- [Exercise input]
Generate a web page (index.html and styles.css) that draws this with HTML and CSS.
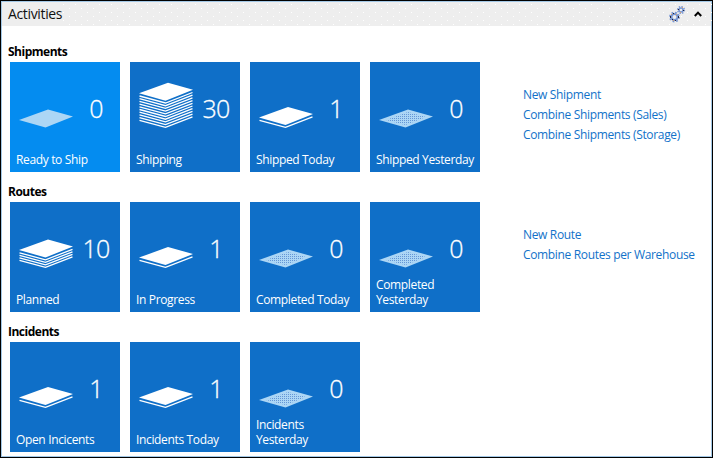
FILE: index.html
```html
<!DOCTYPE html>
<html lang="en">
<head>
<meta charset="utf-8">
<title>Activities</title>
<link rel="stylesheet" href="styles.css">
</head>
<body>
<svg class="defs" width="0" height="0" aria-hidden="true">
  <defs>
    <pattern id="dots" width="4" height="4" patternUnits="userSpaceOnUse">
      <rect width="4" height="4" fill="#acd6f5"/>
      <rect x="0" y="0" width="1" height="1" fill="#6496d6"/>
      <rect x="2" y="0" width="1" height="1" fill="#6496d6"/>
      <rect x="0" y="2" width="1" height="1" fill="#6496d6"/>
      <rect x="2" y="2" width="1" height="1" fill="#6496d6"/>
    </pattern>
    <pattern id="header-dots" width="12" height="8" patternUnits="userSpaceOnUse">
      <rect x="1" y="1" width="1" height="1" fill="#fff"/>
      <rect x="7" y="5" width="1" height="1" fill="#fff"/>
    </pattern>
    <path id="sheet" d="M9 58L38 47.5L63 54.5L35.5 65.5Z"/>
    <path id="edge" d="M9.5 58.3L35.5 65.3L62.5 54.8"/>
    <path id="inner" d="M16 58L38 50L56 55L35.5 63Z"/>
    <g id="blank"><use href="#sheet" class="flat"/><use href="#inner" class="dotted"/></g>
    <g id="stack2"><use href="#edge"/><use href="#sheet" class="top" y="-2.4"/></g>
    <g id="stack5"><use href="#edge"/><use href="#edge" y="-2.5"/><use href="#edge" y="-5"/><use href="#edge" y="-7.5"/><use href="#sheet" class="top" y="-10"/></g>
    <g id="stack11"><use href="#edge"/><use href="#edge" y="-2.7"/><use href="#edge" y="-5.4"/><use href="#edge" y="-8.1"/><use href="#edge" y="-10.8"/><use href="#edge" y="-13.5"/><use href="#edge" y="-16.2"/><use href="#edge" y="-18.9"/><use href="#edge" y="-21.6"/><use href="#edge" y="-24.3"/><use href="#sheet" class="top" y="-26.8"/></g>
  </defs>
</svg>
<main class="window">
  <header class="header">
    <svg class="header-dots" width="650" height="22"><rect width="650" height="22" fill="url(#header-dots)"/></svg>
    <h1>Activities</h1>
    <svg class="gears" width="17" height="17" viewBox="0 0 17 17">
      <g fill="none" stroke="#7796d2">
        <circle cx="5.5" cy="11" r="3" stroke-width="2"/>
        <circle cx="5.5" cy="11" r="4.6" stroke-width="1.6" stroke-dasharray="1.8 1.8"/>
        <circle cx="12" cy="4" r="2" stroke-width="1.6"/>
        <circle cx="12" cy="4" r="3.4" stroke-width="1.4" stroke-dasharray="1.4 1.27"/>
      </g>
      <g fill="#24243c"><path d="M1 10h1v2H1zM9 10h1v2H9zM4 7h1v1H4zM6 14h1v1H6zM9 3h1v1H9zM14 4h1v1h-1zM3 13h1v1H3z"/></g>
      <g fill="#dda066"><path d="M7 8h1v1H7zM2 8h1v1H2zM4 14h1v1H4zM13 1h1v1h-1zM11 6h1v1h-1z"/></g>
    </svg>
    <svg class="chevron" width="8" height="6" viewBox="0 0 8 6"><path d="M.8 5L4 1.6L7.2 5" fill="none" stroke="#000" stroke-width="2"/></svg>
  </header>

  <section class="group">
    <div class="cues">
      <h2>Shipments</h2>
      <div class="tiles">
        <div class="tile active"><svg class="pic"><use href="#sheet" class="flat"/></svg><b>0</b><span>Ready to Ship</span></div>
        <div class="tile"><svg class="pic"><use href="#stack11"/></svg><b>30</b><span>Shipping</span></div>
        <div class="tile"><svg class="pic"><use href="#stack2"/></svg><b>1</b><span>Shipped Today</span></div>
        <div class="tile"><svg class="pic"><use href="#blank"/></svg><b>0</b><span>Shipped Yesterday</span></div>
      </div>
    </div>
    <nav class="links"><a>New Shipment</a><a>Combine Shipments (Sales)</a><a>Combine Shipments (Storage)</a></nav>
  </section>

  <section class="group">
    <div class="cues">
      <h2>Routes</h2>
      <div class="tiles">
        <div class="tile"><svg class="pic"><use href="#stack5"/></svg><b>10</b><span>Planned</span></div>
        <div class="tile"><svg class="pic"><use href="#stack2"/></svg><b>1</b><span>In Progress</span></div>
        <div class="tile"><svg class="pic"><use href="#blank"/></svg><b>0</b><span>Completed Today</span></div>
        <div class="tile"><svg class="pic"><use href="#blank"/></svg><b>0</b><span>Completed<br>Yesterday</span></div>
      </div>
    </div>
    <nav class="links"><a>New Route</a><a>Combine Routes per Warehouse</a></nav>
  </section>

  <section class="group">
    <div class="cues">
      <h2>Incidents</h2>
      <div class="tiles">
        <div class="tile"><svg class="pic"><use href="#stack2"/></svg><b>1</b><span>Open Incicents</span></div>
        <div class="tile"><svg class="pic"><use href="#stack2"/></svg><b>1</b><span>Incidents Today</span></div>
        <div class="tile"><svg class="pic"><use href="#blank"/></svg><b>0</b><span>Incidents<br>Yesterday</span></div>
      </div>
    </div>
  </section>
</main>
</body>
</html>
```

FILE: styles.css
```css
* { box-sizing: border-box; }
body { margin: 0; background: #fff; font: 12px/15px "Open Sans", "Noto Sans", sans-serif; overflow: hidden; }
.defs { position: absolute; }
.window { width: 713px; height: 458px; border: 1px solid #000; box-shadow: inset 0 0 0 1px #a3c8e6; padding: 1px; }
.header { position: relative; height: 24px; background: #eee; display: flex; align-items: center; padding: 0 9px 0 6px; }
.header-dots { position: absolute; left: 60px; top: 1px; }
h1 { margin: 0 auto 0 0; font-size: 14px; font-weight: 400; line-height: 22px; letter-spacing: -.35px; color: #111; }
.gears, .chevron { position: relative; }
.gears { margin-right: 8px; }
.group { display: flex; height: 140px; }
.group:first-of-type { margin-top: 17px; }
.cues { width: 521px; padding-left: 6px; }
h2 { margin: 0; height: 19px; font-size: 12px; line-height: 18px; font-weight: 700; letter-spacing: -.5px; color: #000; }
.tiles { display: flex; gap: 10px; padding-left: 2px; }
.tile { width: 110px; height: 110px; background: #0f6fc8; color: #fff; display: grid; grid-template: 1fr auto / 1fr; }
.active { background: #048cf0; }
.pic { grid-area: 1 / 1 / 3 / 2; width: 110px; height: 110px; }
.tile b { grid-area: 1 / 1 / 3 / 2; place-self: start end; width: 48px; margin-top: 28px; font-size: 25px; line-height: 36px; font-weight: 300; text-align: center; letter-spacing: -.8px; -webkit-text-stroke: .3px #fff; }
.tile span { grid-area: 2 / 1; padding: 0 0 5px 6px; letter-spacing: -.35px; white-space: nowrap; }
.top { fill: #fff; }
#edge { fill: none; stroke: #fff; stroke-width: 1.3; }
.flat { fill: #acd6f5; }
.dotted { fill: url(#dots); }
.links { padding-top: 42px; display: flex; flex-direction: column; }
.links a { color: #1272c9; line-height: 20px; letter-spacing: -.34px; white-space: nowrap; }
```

==

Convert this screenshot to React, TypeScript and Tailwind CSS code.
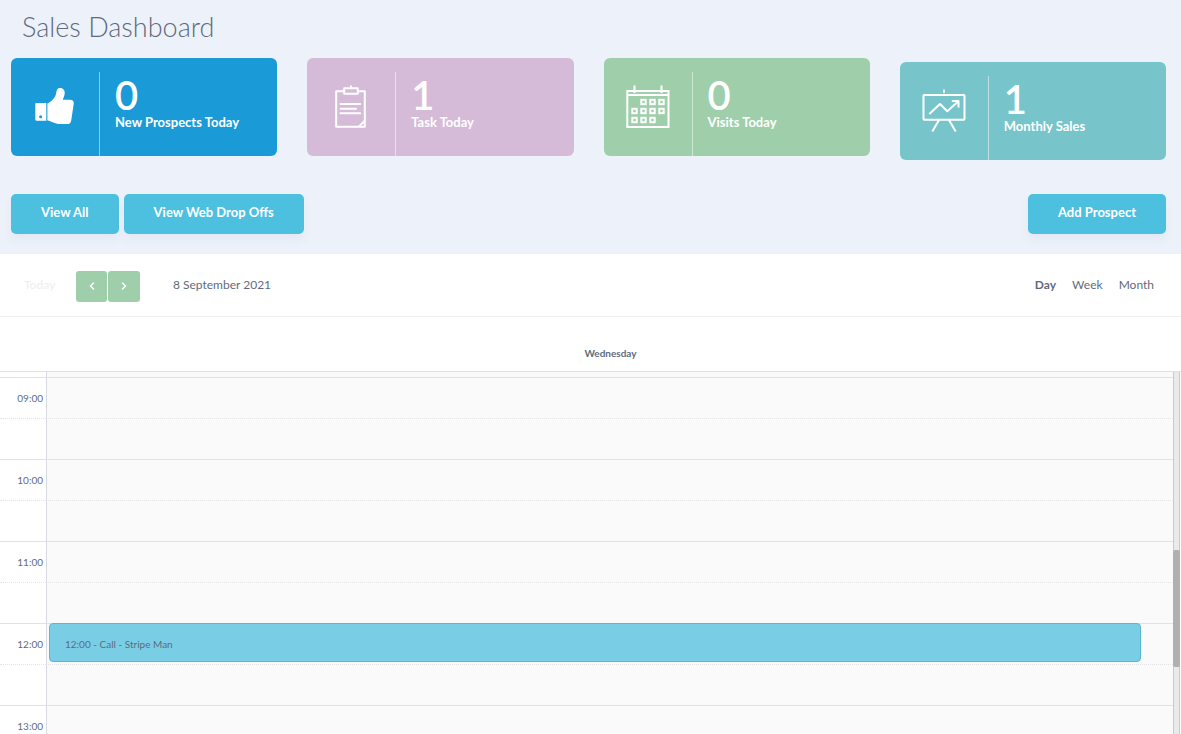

- [Work to do] Report how many lines hold the string "this", giving the number and nothing else.

- [Written reply] 2